Senate Bill 131 empowers cities and counties to regulate sales of all tobacco products, including e-cigarettes, in their communities and authorizes local law enforcement agencies to conduct compliance checks against sales of tobacco products to minors. The governor’s proposal will allow local municipalities to establish common-sense guidelines that restrict the sale of e-cigarettes near schools, skateparks, community pools and other areas where children are present. Local governments can also restrict e-cigarette advertisements aimed at our children. This proposal doesn’t allow local municipalities to shut down existing tobacco and e-cigarette stores or ban new tobacco stores.

The e-cigarette epidemic is a public health crisis that has spread to every high and middle school in the state. One in four of N.M. high school students and one in 14 middle school students are reportedly using e-cigarettes that often contain high levels of nicotine, according to the 2017 Youth, Risk and Resiliency Survey by N.M.’s Department of Health.

“Big Vape,” through aggressive marketing to minors, has addicted a new generation to nicotine and it continues to do so unabated. These companies have caused enormous damage to the health of our youth that will be felt for years.

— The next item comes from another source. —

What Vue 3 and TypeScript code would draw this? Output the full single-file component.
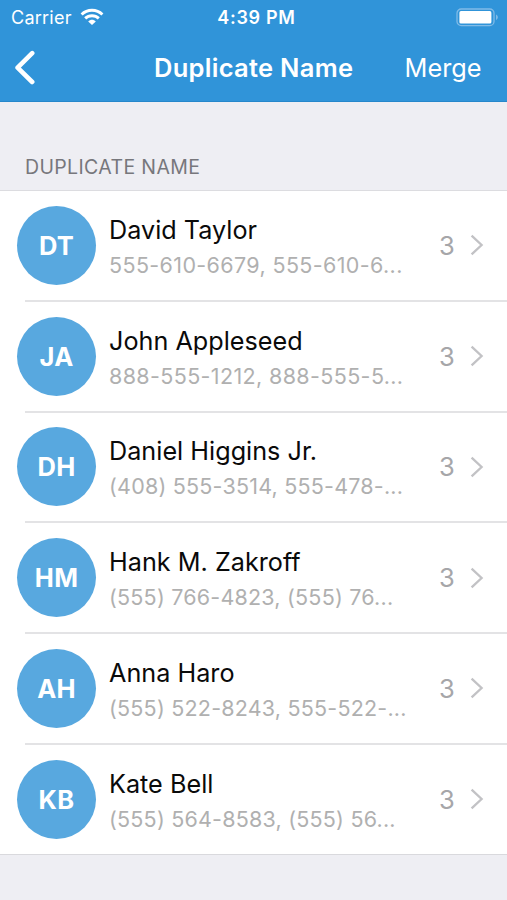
<script setup lang="ts">
interface Contact {
  initials: string
  name: string
  phones: string
  count: number
}

const contacts: Contact[] = [
  { initials: 'DT', name: 'David Taylor', phones: '555-610-6679, 555-610-6...', count: 3 },
  { initials: 'JA', name: 'John Appleseed', phones: '888-555-1212, 888-555-5...', count: 3 },
  { initials: 'DH', name: 'Daniel Higgins Jr.', phones: '(408) 555-3514, 555-478-...', count: 3 },
  { initials: 'HM', name: 'Hank M. Zakroff', phones: '(555) 766-4823, (555) 76...', count: 3 },
  { initials: 'AH', name: 'Anna Haro', phones: '(555) 522-8243, 555-522-...', count: 3 },
  { initials: 'KB', name: 'Kate Bell', phones: '(555) 564-8583, (555) 56...', count: 3 },
]
</script>

<template>
  <div class="screen">
    <header class="top">
      <div class="status">
        <div class="carrier">
          <span>Carrier</span>
          <svg class="wifi" width="24" height="18" viewBox="0 0 24 18" fill="none" stroke="#fff" stroke-width="2.9">
            <path d="M1.6 6.5C7.3 .9 16.7 .9 22.4 6.5" />
            <path d="M5.2 10.4C8.9 6.8 15.1 6.8 18.8 10.4" />
            <path d="M12 17L8.2 13.4C10.4 11.3 13.6 11.3 15.8 13.4Z" fill="#fff" stroke="none" />
          </svg>
        </div>
        <span class="time">4:39 PM</span>
        <svg class="battery" width="43" height="19" viewBox="0 0 43 19">
          <rect x="1" y="1" width="37" height="16.6" rx="4.2" fill="none" stroke="#80bbe7" stroke-width="1.3" />
          <rect x="3.4" y="3.1" width="32" height="12.4" rx="1.6" fill="#fff" />
          <path d="M40 6.6C42.5 7.6 42.5 11 40 12Z" fill="#80bbe7" />
        </svg>
      </div>
      <nav class="nav">
        <svg class="back" width="22" height="36" viewBox="0 0 22 36" fill="none" stroke="#fff" stroke-width="4.6" stroke-linecap="round" stroke-linejoin="round">
          <path d="M17.2 3.2L2.6 17.7L17.2 32" />
        </svg>
        <h1 class="title">Duplicate Name</h1>
        <span class="merge">Merge</span>
      </nav>
    </header>
    <h2 class="section">DUPLICATE NAME</h2>
    <ul class="list">
      <li v-for="contact in contacts" :key="contact.initials" class="row">
        <span class="avatar">{{ contact.initials }}</span>
        <div class="info">
          <div class="name">{{ contact.name }}</div>
          <div class="phones" :class="{ area: contact.phones.startsWith('(') }">{{ contact.phones }}</div>
        </div>
        <span class="count">{{ contact.count }}</span>
        <svg class="chevron" width="14" height="22" viewBox="0 0 14 22" fill="none" stroke="#c2c2c5" stroke-width="2.3">
          <path d="M1.6 1.6L11.6 11L1.6 20.4" />
        </svg>
      </li>
    </ul>
  </div>
</template>

<style>
body {
  background: #eeeef3;
}
</style>

<style scoped>
.screen {
  width: 507px;
  height: 900px;
  overflow: hidden;
  background: #eeeef3;
  font-family: Inter, 'Liberation Sans', sans-serif;
  white-space: nowrap;
}
.top {
  box-sizing: border-box;
  height: 102px;
  background: #3094d9;
  border-bottom: 1px solid #2687cb;
  color: #fff;
}
.status {
  display: grid;
  grid-template-columns: 1fr auto 1fr;
  align-items: center;
  height: 34px;
  padding: 0 8px 0 11px;
}
.carrier {
  display: flex;
  align-items: center;
  gap: 8px;
  font-size: 18px;
  letter-spacing: 0.25px;
}
.time {
  padding-left: 3px;
  font-size: 18px;
  font-weight: 600;
  letter-spacing: 0.7px;
}
.battery {
  justify-self: end;
}
.nav {
  display: grid;
  grid-template-columns: 139px 1fr auto;
  align-items: center;
  height: 67px;
  padding: 0 25.5px 0 15px;
}
.title {
  margin: 0;
  font-size: 25.5px;
  font-weight: 600;
  letter-spacing: 0.28px;
}
.merge {
  font-size: 25.3px;
}
.section {
  box-sizing: border-box;
  height: 88px;
  margin: 0;
  padding: 53px 25px 0;
  font-size: 19.5px;
  font-weight: 400;
  line-height: 24px;
  letter-spacing: 0.36px;
  color: #77777c;
}
.list {
  margin: 0;
  padding: 0;
  list-style: none;
  background: #fff;
  border-top: 1px solid #dcdce0;
  border-bottom: 1px solid #d9d9dd;
}
.row {
  display: grid;
  grid-template-columns: 79px 1fr 16px 29px;
  align-items: center;
  height: 110.75px;
  padding: 0 23px 2px 17px;
  background: linear-gradient(#e3e3e5, #e3e3e5) 25px 100% / 100% 2px no-repeat;
  box-sizing: border-box;
}
.row:last-child {
  background: none;
  height: 109.25px;
  padding-bottom: 0.5px;
}
.avatar {
  display: flex;
  align-items: center;
  justify-content: center;
  width: 79px;
  height: 79px;
  border-radius: 50%;
  background: #58a8df;
  color: #fff;
  font-size: 25.5px;
  font-weight: 700;
  letter-spacing: 0.3px;
}
.info {
  padding: 4px 0 0 13px;
}
.name {
  font-size: 25.2px;
  line-height: 35px;
  letter-spacing: 0.02px;
  color: #0a0a0a;
}
.phones {
  font-size: 21.5px;
  line-height: 34px;
  letter-spacing: 0.37px;
  color: #b0b0b0;
}
.phones.area {
  letter-spacing: 0.21px;
}
.count {
  font-size: 25.5px;
  color: #a6a6a9;
}
.chevron {
  justify-self: end;
}
</style>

We need everyone’s involvement to address this epidemic. We need the leadership of the Legislature, state agencies and most importantly local municipalities to collectively tackle this crisis. Local governments … should be able to pass laws proven to promote good health, well-being and equity; New Mexicans agree.

An American Heart Association-commissioned public opinion poll found 63 percent of registered N.M. voters support communities being able to regulate tobacco in their jurisdiction. The recent poll was conducted by Brian Sanderoff of Research and Polling Inc.

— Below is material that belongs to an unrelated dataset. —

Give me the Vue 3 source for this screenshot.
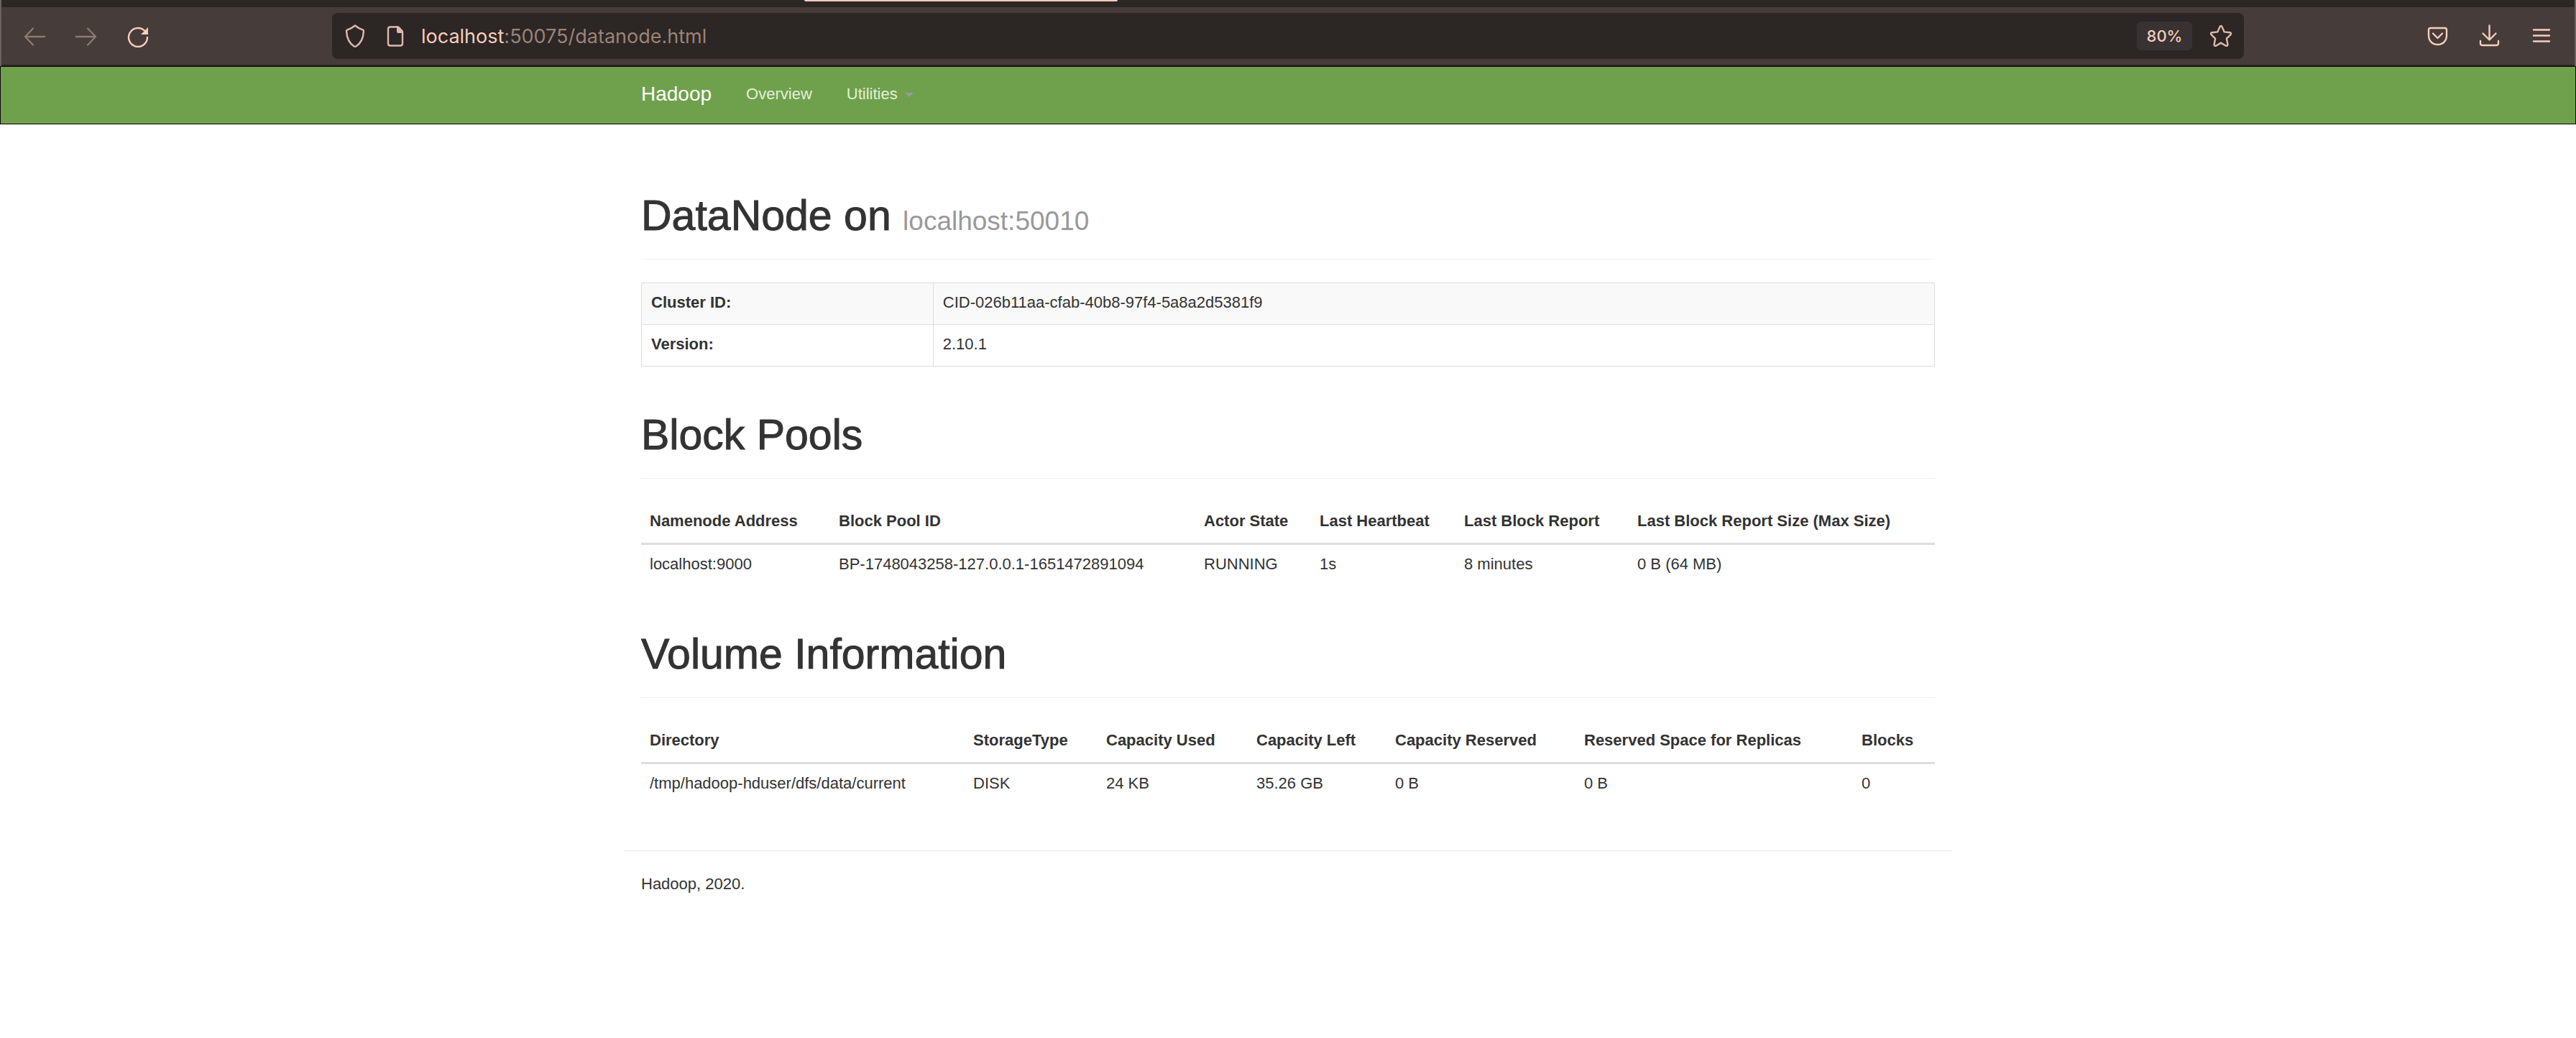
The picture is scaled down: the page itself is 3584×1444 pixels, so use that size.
<script setup>
const summary = [
  { label: 'Cluster ID:', value: 'CID-026b11aa-cfab-40b8-97f4-5a8a2d5381f9' },
  { label: 'Version:', value: '2.10.1' },
]

// share: column width in parts of 1800
const sections = [
  {
    title: 'Block Pools',
    columns: [
      { name: 'Namenode Address', share: 263 },
      { name: 'Block Pool ID', share: 508 },
      { name: 'Actor State', share: 161 },
      { name: 'Last Heartbeat', share: 201 },
      { name: 'Last Block Report', share: 241 },
      { name: 'Last Block Report Size (Max Size)', share: 426 },
    ],
    rows: [
      ['localhost:9000', 'BP-1748043258-127.0.0.1-1651472891094', 'RUNNING', '1s', '8 minutes', '0 B (64 MB)'],
    ],
  },
  {
    title: 'Volume Information',
    columns: [
      { name: 'Directory', share: 450 },
      { name: 'StorageType', share: 185 },
      { name: 'Capacity Used', share: 209 },
      { name: 'Capacity Left', share: 193 },
      { name: 'Capacity Reserved', share: 263 },
      { name: 'Reserved Space for Replicas', share: 386 },
      { name: 'Blocks', share: 114 },
    ],
    rows: [['/tmp/hadoop-hduser/dfs/data/current', 'DISK', '24 KB', '35.26 GB', '0 B', '0 B', '0']],
  },
]

const width = (share) => ({ width: (share / 1800) * 100 + '%' })
</script>

<template>
  <div class="window">
    <div class="chrome">
      <div class="tabs"><div class="active-tab"></div></div>
      <div class="toolbar">
        <div class="history">
          <button class="icon dim" aria-label="Back">
            <svg viewBox="0 0 32 32"><path d="M30 17H3.500M14 5.500L3 17l11 11.500" /></svg>
          </button>
          <button class="icon dim" aria-label="Forward">
            <svg viewBox="0 0 32 32"><path d="M2 17h26.500M18 5.500L29 17 18 28.500" /></svg>
          </button>
          <button class="icon" aria-label="Reload">
            <svg viewBox="0 0 32 32">
              <path d="M29 18a13 13 0 1 1-4-9.400" />
              <path class="solid" d="M30 4v10H20z" />
            </svg>
          </button>
        </div>
        <div class="address">
          <button class="icon soft" aria-label="Tracking protection">
            <svg viewBox="0 0 32 32">
              <path d="M16 1.500c3.500 3 7.500 5 11 6.200q1 .3 1 1.400C27.500 19 24.500 26 17.300 30.500q-1.300.7-2.600 0C7.500 26 4.500 19 4 9.100q0-1.100 1-1.400C8.500 6.500 12.500 4.500 16 1.500z" />
            </svg>
          </button>
          <button class="icon soft" aria-label="Site information">
            <svg viewBox="0 0 32 32">
              <path d="M19 3.500H9Q6 3.500 6 6.500v20q0 3 3 3h14q3 0 3-3V11" />
              <path class="solid" d="M18 2.500h3l6 6.500v3H20q-2 0-2-2z" />
            </svg>
          </button>
          <a class="url" href="#"><span class="host">localhost</span>:50075/datanode.html</a>
          <button class="zoom">80%</button>
          <button class="icon soft" aria-label="Bookmark this page">
            <svg viewBox="0 0 32 32">
              <path d="M14.500 3.200q1.500-2.400 3 0L20.700 10.400l7.900.8q2.400.7.900 2.900l-5.600 5.600 1.500 8.100q.1 2.700-2.500 1.900L16 25.600l-6.900 4.100q-2.600.8-2.500-1.900l1.500-8.100-5.600-5.600q-1.500-2.200.9-2.900l7.900-.8z" />
            </svg>
          </button>
        </div>
        <div class="actions">
          <button class="icon" aria-label="Save to Pocket">
            <svg viewBox="0 0 32 32">
              <path d="M5.500 5h20q2.500 0 2.500 2.500v8c0 7.500-5.500 12.500-12.500 12.500S3 23 3 15.500v-8Q3 5 5.500 5z" />
              <path d="M9 12.500l6.500 6.500 6.500-6.500" />
            </svg>
          </button>
          <button class="icon" aria-label="Downloads">
            <svg viewBox="0 0 32 32">
              <path d="M15.500 1.500V21M6.500 12.500l9 9 9-9M3 23v3.500Q3 29 6 29h19q3 0 3-2.500V23" />
            </svg>
          </button>
          <button class="icon" aria-label="Menu">
            <svg viewBox="0 0 32 32"><path d="M5 7.500h22M5 15.500h22M5 23.500h22" /></svg>
          </button>
        </div>
      </div>
    </div>

    <nav class="navbar">
      <div class="container links">
        <a class="brand" href="#">Hadoop</a>
        <a href="#">Overview</a>
        <a href="#">Utilities<span class="caret"></span></a>
      </div>
    </nav>

    <main class="container">
      <section>
        <h1>DataNode on <small>localhost:50010</small></h1>
        <table class="summary">
          <colgroup><col :style="width(406)" /><col /></colgroup>
          <tbody>
            <tr v-for="item in summary" :key="item.label">
              <th scope="row">{{ item.label }}</th>
              <td>{{ item.value }}</td>
            </tr>
          </tbody>
        </table>
      </section>

      <section v-for="section in sections" :key="section.title">
        <h1>{{ section.title }}</h1>
        <table class="listing">
          <colgroup>
            <col v-for="c in section.columns" :key="c.name" :style="width(c.share)" />
          </colgroup>
          <thead>
            <tr>
              <th v-for="c in section.columns" :key="c.name" scope="col">{{ c.name }}</th>
            </tr>
          </thead>
          <tbody>
            <tr v-for="(row, r) in section.rows" :key="r">
              <td v-for="(cell, i) in row" :key="i">{{ cell }}</td>
            </tr>
          </tbody>
        </table>
      </section>
    </main>

    <footer class="container">Hadoop, 2020.</footer>
  </div>
</template>

<style>
body {
  margin: 0;
  background: #fff;
}
</style>

<style scoped>
.window {
  color: #333;
  font: 22px/32px 'Liberation Sans', Arial, sans-serif;
}
button {
  padding: 0;
  border: 0;
  background: none;
  color: inherit;
  font: inherit;
}
a {
  color: inherit;
  text-decoration: none;
}

.chrome {
  border: 2px solid #6a6361;
  border-width: 0 2px;
  background: #463c39;
  color: #f6cdbd;
  font-family: Inter, sans-serif;
}
.tabs {
  height: 10px;
  background: #2c2624;
}
.active-tab {
  width: 436px;
  height: 2px;
  margin-left: 1117px;
  border-radius: 0 0 4px 4px;
  background: #f6cdbd;
}
.toolbar {
  display: grid;
  grid-template-columns: 460px 1fr 460px;
  align-items: center;
  height: 80px;
  border-bottom: 2px solid #2b2725;
}
.history,
.actions,
.address {
  display: flex;
  align-items: center;
}
.history {
  gap: 40px;
  padding-left: 30px;
}
.actions {
  gap: 40px;
  justify-content: flex-end;
  padding-right: 30px;
}
.icon {
  flex: none;
  width: 32px;
  height: 32px;
}
.icon svg {
  display: block;
  fill: none;
  stroke: currentColor;
  stroke-width: 2.4;
  stroke-linecap: round;
  stroke-linejoin: round;
}
.icon .solid {
  fill: currentColor;
  stroke: none;
}
.dim {
  color: #8d796f;
}
.soft {
  color: #dfbaac;
}
.address {
  gap: 24px;
  box-sizing: border-box;
  height: 64px;
  padding: 0 16px;
  border-radius: 8px;
  background: #2c2624;
}
.url {
  flex: 1;
  margin-left: -4px;
  padding-top: 2px;
  color: #9a8379;
  font-size: 27px;
}
.host {
  color: #f6cdbd;
}
.zoom {
  width: 77px;
  height: 40px;
  border-radius: 6px;
  background: #383332;
  font-weight: 500;
}

.container {
  box-sizing: border-box;
  max-width: 1848px;
  margin: 0 auto;
  padding: 0 24px;
}
.navbar {
  border: 1px solid #080808;
  background: #6fa14c;
  color: #e2f0d9;
}
.links {
  display: flex;
  align-items: center;
  gap: 48px;
  height: 79px;
  padding-bottom: 4px;
}
.brand {
  color: #fff;
  font-size: 28px;
}
.caret {
  display: inline-block;
  margin-left: 10px;
  border: 6px solid transparent;
  border-top-color: #999;
  border-bottom: 0;
  vertical-align: middle;
}

main.container {
  padding-top: 95px;
}
section {
  margin-bottom: 63px;
}
h1 {
  margin: 0 0 32px;
  padding-bottom: 28px;
  border-bottom: 1px solid #eee;
  font-size: 59px;
  font-weight: 500;
  line-height: 64px;
  -webkit-text-stroke: 1px;
}
small {
  color: #999;
  font-size: 37px;
  font-weight: 400;
  line-height: 1;
  -webkit-text-stroke: 0;
}
table {
  width: 100%;
  border-collapse: collapse;
  table-layout: fixed;
}
th,
td {
  padding: 11px 13px 14px;
  text-align: left;
}
.summary th,
.summary td {
  border: 1px solid #ddd;
}
.summary tr:first-child {
  background: #f9f9f9;
}
.listing {
  border-spacing: 0;
  border-collapse: separate;
}
.listing th,
.listing td {
  padding-left: 12px;
}
.listing thead th {
  border-bottom: 3px solid #ddd;
}
footer.container {
  padding-top: 30px;
  padding-bottom: 30px;
  border-top: 1px solid #eee;
}
</style>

We want everyone to benefit from smart and effective policies. But when the state blocks local governments from passing laws, it can hurt communities most where the need is greatest.

Senate Bill 131 – sponsored by Sen. Linda Lopez, D-Albuquerque, Sen. Gabriel Ramos, D-Silver City, Rep. Elizabeth Thompson, D-Albuquerque, and Rep. Joanne Ferrary, D-Las Cruces – requires all tobacco retailers, distributors and manufacturers to be licensed and holds retailers accountable for selling to minors by establishing fair and graduated penalties. New Mexico is one of only 13 states not requiring a retailer license to sell tobacco products.

The proposal also addresses inequities with the current system in which criminal penalties are levied against kids and store clerks, while store owners go scot-free. And it raises the minimum legal sales age for tobacco products to 21 in compliance with the federal law. The intent is to protect, not punish.

The American Heart Association commends the governor and senators for their strong leadership on this issue, especially for trusting local municipalities to do what is best for their communities to address the cigarette/vaping epidemic among our children.

Dr. Robert Taylor is president of the American Heart Association’s Board of Directors.